I haven't had an acknowledgement from a LINQPad representative that they've even received the bug report I submitted.
If you do get to the bottom of that the issue though please reply here. This forum doesn't have a means for me to follow/subscribe to your thread as far as I can see.
I'll certainly post any additional info I come across, or a resolution if I stumble upon one.
Thanks again!
I have reproduced the issue in a stand alone Visual Studio 2013 project. Still the same problem therefore not LINQPad related. Perhaps you could share the issue on Stack Exchange?
The demo project is available for download here:
https://drive.google.com/file/d/0B2Y03BpS8L2XRUkwcTFIOGlpWG8/view?usp=sharing
Thanks for taking the time to reproduce the issue.

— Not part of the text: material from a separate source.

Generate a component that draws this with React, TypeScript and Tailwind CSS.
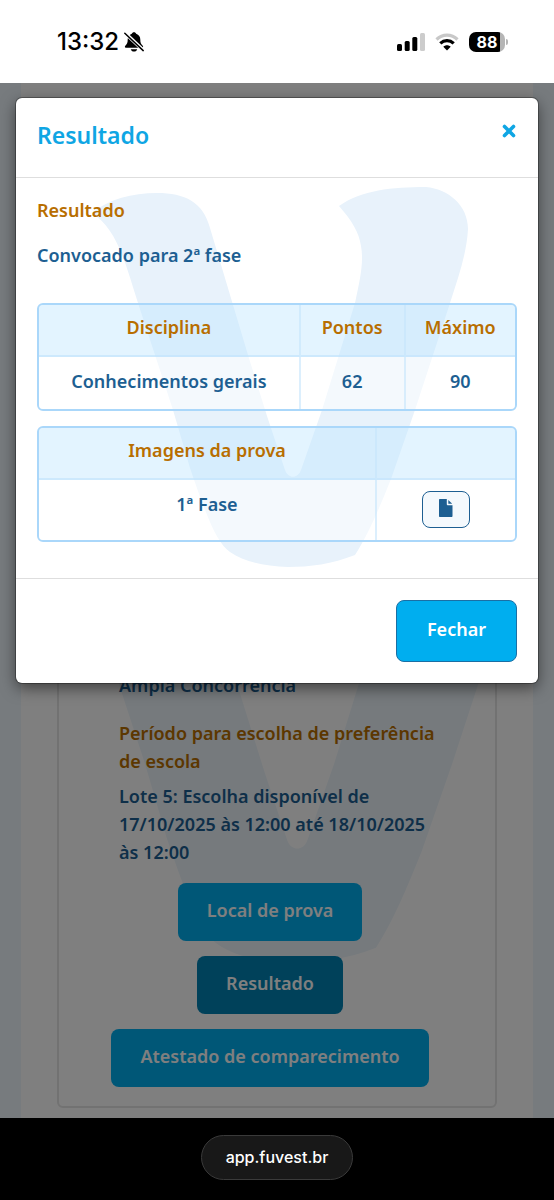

I think maybe I was using LINQPad for the wrong reasons.
I was using LINQPad as a way to:
- avoid learning SQL (I can do the basics, but I struggle to structure larger queries)
- perform more elaborate queries more easily than in SQL
- format results in more elaborate ways than SSMS allows (e.g. hyperlinks that open in your browser, expanding/collapsing nesting stuff)
I guess you think of LINQPad as a way of try out LINQ to SQL or LINQ to Objects statements/configurations rather than as an alternative query language or a replacement for something like SSMS.I think the real answer here is I should just be improving my SQL-foo and using SSMS, otherwise I'm just going to have to learn about configuring LINQ to SQL/Objects correctly instead (and probably cross-checking my results with SQL in the mean-time anyway).
Thanks for the help though. Hopefully this forum post will be of use to others.